The other ninety percent sits there quietly, documented in pages that read like legal contracts, waiting for the day you desperately need them. And that day always comes. Maybe it is three in the morning and your production application is broken and you know the bug was not there two weeks ago, but somewhere in the last four hundred commits, something went wrong. Or maybe a line of code is doing something bizarre and nobody on your team remembers writing it, and you need to know who did and why. Or you need to review a colleague's pull request but you are in the middle of your own work and switching branches would blow away hours of uncommitted changes.
Git has answers for all of these. Precise, powerful answers that most developers never discover.

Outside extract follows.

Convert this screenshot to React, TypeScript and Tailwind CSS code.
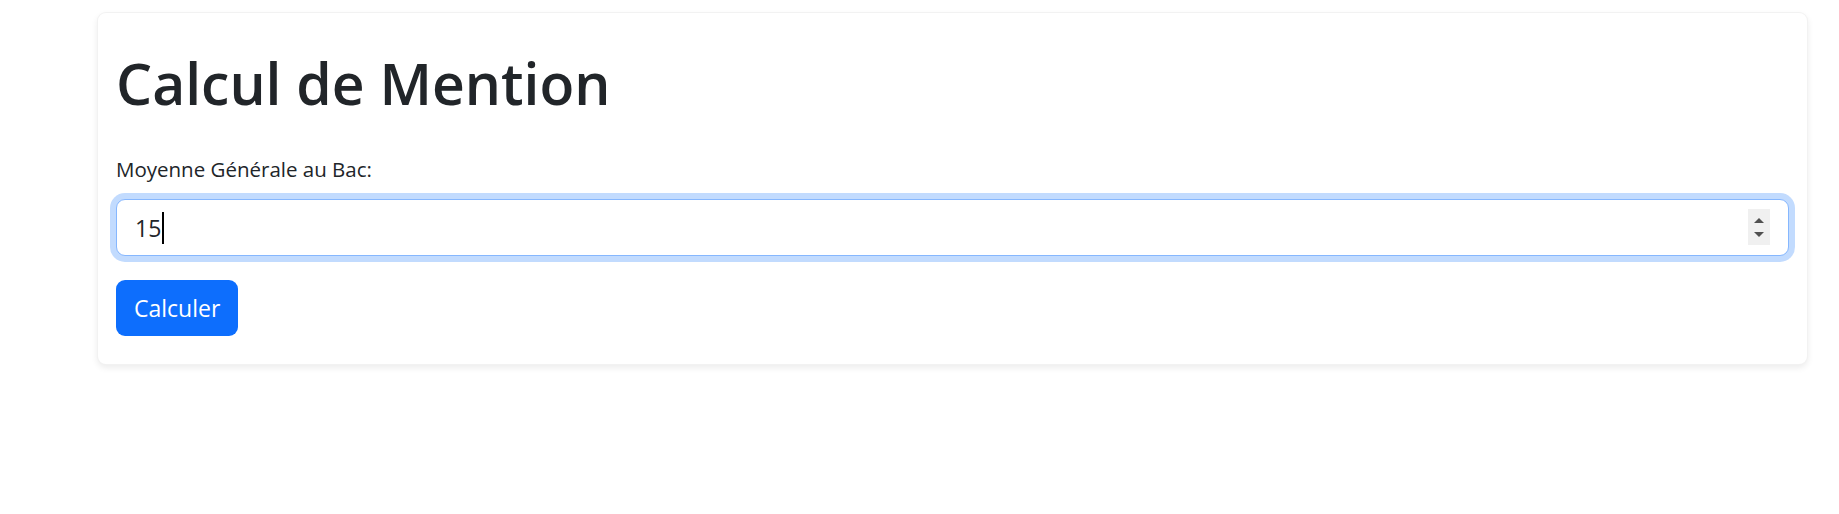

This is the episode about those answers. The tools that separate someone who uses Git from someone who understands it. We are going to talk about hunting bugs with binary search, reading the history of individual lines, working in multiple branches simultaneously, and the automation layer that most continuous integration systems are secretly built on. These are the power tools. And once you know they exist, you will wonder how you ever worked without them.
Binary Search for Bugs
Picture this. You are a kernel developer in two thousand eight. The Linux kernel has tens of thousands of commits per release cycle. Somewhere in the last seven thousand commits, something broke. Suspend and resume stopped working on a specific laptop. You know it worked in the last release. You know it is broken now. Somewhere between those two points, someone changed something.
You could start reading commits one by one. Seven thousand of them. That would take weeks, assuming you even knew what to look for. You could ask around, hope someone remembers touching the relevant code. Or you could let Git do something clever.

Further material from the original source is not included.